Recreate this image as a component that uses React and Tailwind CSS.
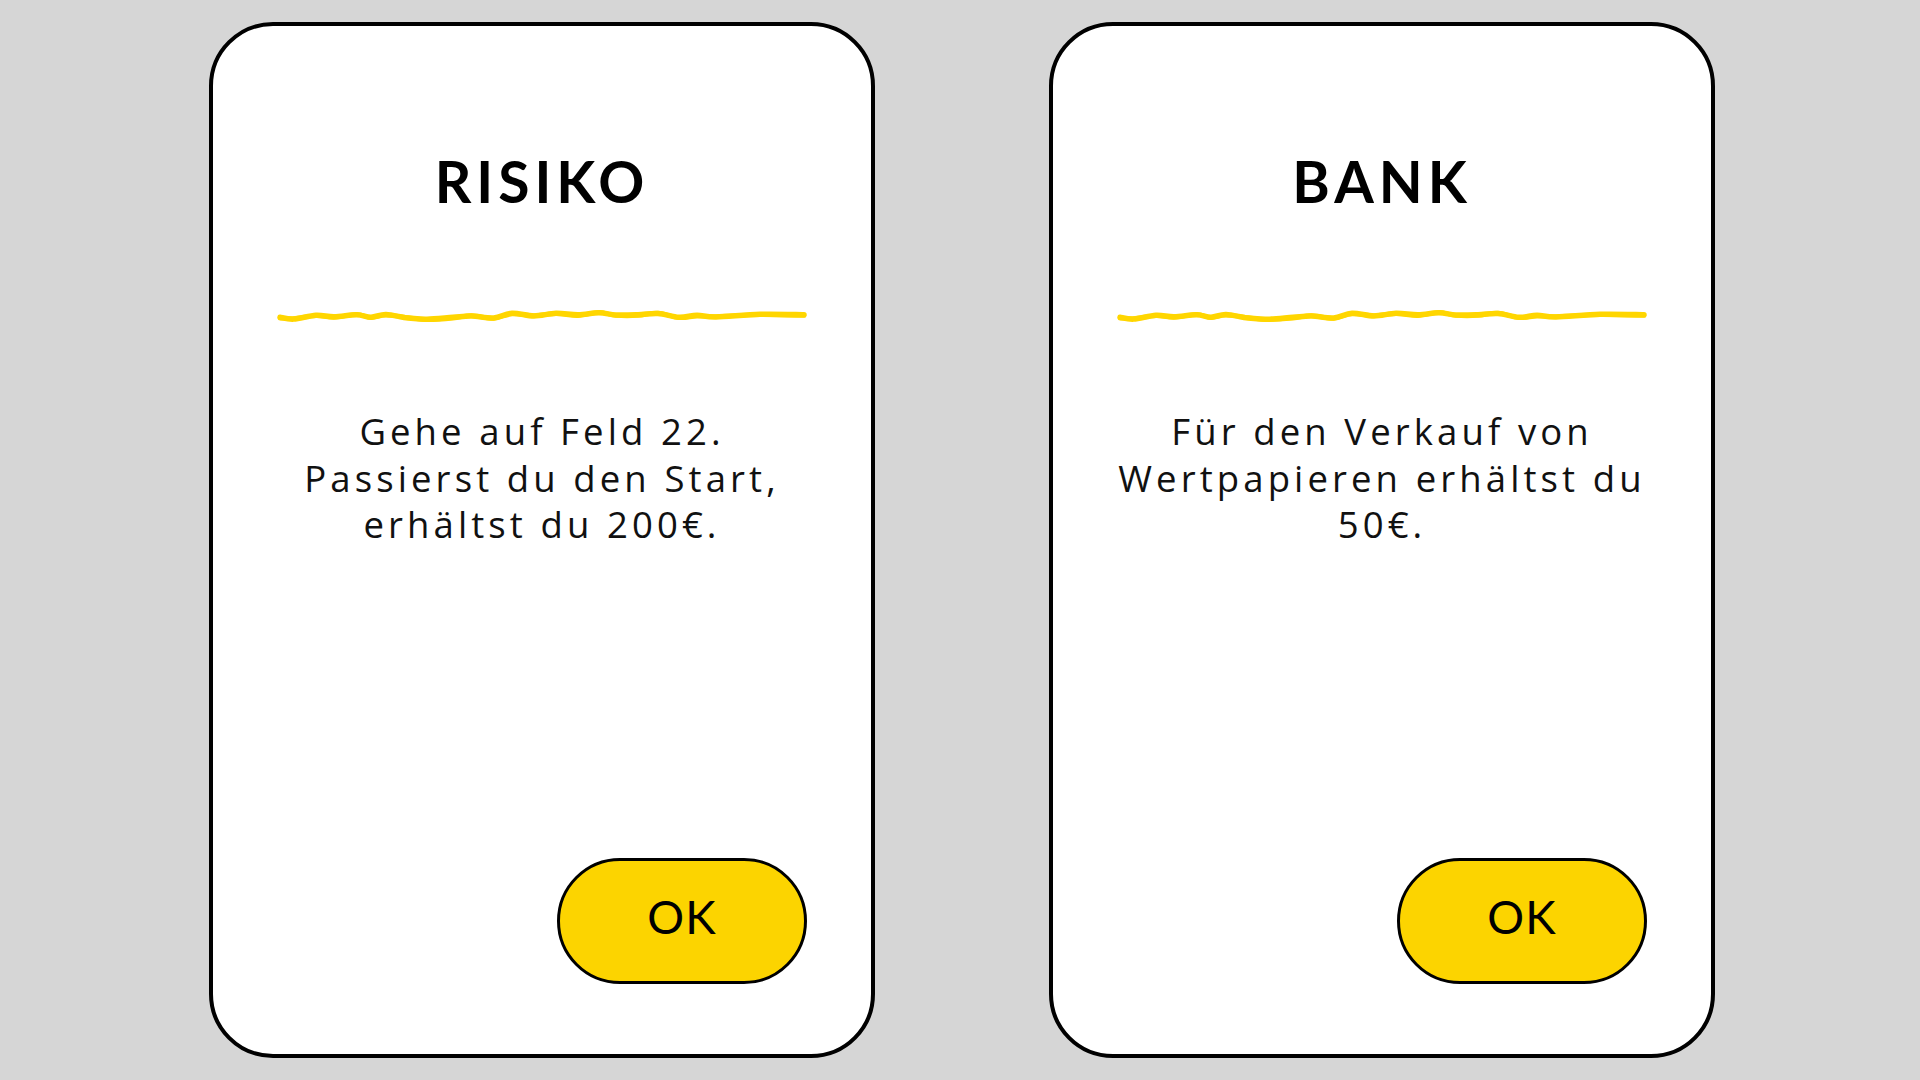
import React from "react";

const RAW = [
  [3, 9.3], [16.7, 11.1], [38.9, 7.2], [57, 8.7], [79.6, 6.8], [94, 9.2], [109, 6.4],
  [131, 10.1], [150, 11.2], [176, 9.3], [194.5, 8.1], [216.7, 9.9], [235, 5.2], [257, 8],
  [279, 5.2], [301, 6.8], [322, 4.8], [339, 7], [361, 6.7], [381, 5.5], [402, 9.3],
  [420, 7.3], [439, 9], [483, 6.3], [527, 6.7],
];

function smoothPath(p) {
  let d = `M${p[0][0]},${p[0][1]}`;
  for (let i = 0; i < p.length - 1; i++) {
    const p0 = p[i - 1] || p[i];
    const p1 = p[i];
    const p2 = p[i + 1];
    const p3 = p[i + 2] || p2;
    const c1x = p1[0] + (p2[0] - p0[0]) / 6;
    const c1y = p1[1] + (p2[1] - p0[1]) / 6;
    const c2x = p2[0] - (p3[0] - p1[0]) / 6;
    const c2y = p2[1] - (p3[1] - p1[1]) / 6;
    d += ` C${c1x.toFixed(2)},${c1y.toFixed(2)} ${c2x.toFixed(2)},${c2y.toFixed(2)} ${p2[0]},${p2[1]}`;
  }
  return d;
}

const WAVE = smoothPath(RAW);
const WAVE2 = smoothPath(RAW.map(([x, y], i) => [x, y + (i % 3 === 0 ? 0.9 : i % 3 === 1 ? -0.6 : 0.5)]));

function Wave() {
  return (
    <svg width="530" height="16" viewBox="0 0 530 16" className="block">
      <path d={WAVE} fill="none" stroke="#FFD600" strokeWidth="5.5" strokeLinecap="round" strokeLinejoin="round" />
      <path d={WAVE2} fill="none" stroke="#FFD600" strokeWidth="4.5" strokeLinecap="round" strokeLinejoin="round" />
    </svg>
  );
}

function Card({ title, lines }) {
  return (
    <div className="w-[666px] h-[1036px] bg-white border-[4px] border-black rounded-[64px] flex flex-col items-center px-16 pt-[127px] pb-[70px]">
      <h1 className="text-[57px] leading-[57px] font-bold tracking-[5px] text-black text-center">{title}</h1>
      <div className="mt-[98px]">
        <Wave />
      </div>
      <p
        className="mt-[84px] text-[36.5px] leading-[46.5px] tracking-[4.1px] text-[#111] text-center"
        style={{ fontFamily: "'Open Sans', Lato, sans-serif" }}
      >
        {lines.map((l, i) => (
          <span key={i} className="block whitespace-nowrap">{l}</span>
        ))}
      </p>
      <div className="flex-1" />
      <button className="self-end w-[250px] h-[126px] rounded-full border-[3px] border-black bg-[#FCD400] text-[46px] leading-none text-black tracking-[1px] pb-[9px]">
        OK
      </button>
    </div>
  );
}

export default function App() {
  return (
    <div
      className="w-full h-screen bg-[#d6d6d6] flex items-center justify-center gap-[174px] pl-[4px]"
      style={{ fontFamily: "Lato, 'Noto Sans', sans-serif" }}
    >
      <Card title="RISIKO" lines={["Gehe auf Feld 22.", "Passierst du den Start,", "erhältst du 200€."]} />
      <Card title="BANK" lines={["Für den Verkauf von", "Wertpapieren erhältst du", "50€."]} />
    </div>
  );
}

□ □ □ □ □ □ □

* Stated task *
Return every line above in which the string "React" occurs.

* Answer for this exercise *
Recreate this image as a component that uses React and Tailwind CSS.
import React from "react";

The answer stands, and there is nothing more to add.